Islay to get major tidal power scheme
A major tidal energy project is to be built in the Sound of Islay off the west coast of Scotland.
The Scottish government has approved plans for 10 tidal turbines, which will generate enough electricity to power more than 5,000 homes.
Scottish Power Renewables is behind the scheme.
It put forward plans to invest £40m installing the turbines in the waters off Islay, which offer strong tidal flows and shelter from storms.
The required grid capacity to handle the array is also available in the area.
Finance and Sustainable Growth Secretary John Swinney said: "With around a quarter of Europe's potential tidal energy resource and a tenth of the wave capacity, Scotland's seas have unrivalled potential to generate green energy, create new, low carbon jobs, and bring billions of pounds of investment to Scotland.
"This development - the largest tidal array in the world - does just that and will be a milestone in the global development of tidal energy."
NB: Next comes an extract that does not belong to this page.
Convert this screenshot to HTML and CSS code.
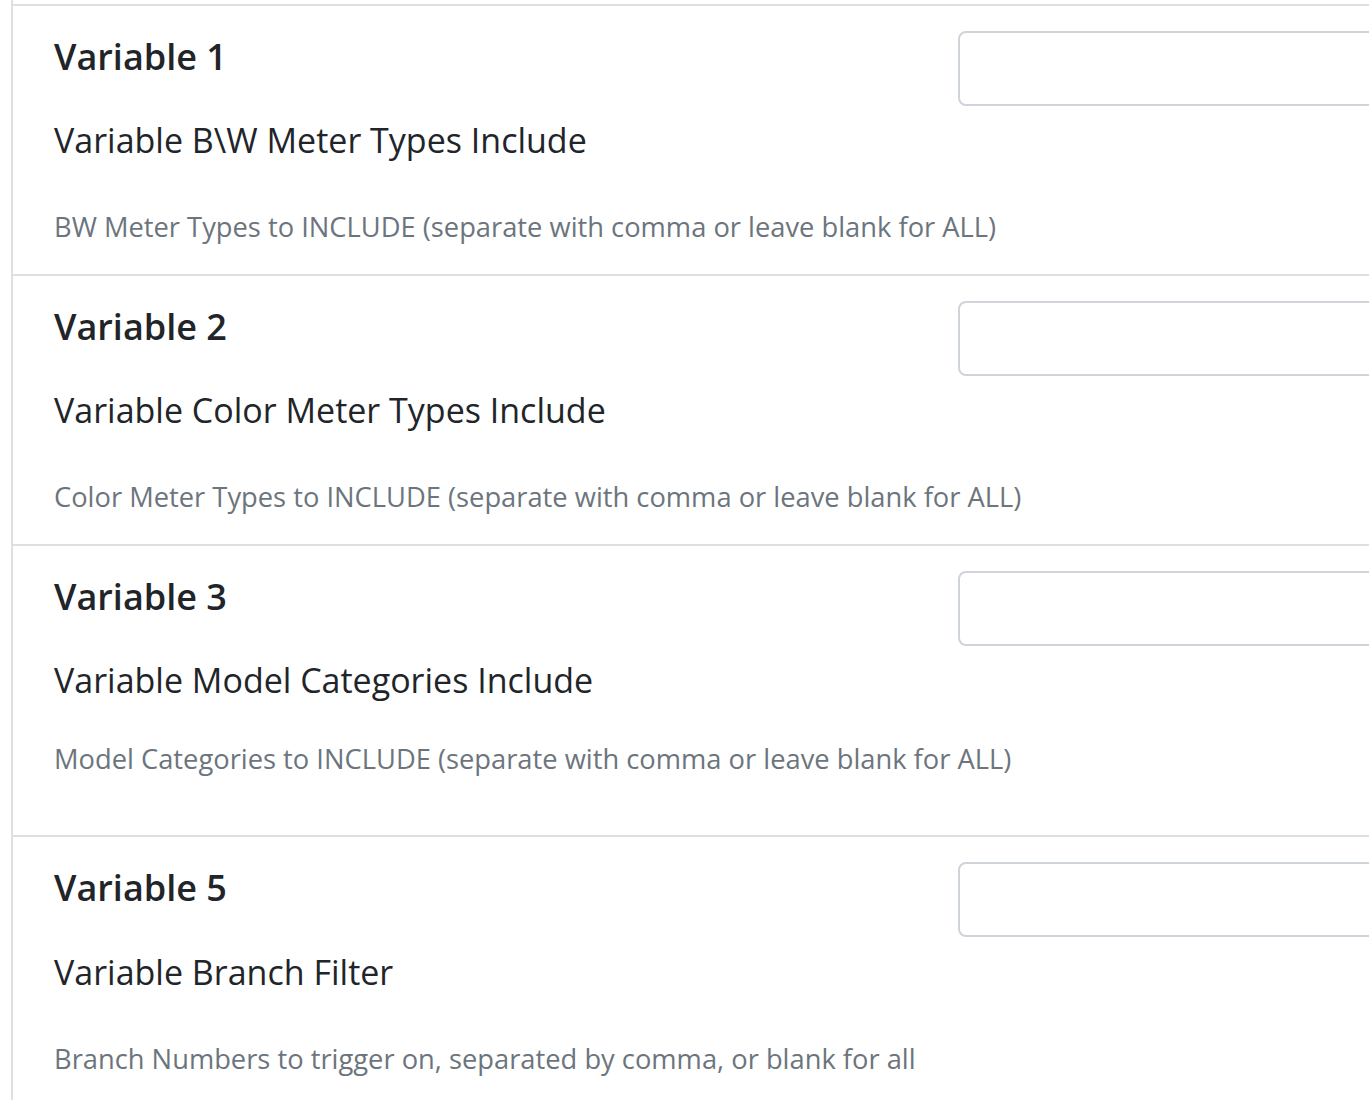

Commentators have said there is a sense of excitement in the marine energy industry over the announcement.
Keith Anderson, chief executive of Scottish Power Renewables, said: "Today's announcement moves the whole marine renewables industry forward in Scotland and the UK.
"It is a first in terms of Marine Scotland approval for a tidal project in Scotland, and also a world first for an array of tidal power machines.
"The understanding we develop from Islay will be essential in delivering the larger planned projects in the Pentland Firth."
End Quote Johanna Yates Scottish Renewables Offshore
The Islay project now looks set to be the world's first tidal power array and, once built, will triple the current capacity of marine energy projects in the UK”
Scottish Power Renewables said the Islay project is the world's first tidal array.
But it could soon be dwarfed by the much larger scheme planned for the Pentland Firth, where there are proposals for 1,600 megawatts of production in the coming years, compared to Islay's 10-megawatt array.
The scheme will use Hammerfest Strom tidal turbines, which have been operating as a generating prototype in Norwegian waters for more than six years, and are being tested in Orkney ahead of work starting on the project next year.
Neil Kermode, managing director of the European Marine Energy Centre in Orkney, said: "This has been a long time coming.
"The big challenge for the industry is getting devices out there and literally getting metal wet.
"This is the first time that a major energy company has voted with its chequebook and pushed ahead with a tidal energy scheme on this scale."
Scottish Power Renewables applied for consent to construct and operate the demonstrator tidal array within the Sound of Islay in July 2010.
Scotland and the UK generally are seen as world leaders in tidal energy research, but the US and Canada are both investing heavily in the field.'Leap forward'
Johanna Yates, Scottish Renewables Offshore policy manager, said: "This represents a major milestone for the marine energy sector in Scotland with the largest project consent granted to date and renewed confirmation of Scotland's place at the forefront of this promising global industry.
"The Islay project now looks set to be the world's first tidal power array and, once built, will triple the current capacity of marine energy projects in the UK.
"Not only does this represent a leap forward in clean, green electricity generated for Scottish homes and businesses from this growing sector, but the use of Scottish manufacturing for the 10 turbines will further feed the supply chain of our offshore renewables industry, bringing high value, sustainable jobs."
Dr Richard Dixon, director of WWF Scotland, said: "Approval for this scheme is a further feather in Scotland's cap when it comes to renewable energy.
"Given the huge renewable energy potential around our coast, and the strong skills in offshore engineering, marine energy offers a fantastic opportunity for Scotland."
There is currently 3.4MW of marine energy installed capacity deployed in the UK.
The Scottish government has a target to meet 80% of electricity demand from renewables by 2020.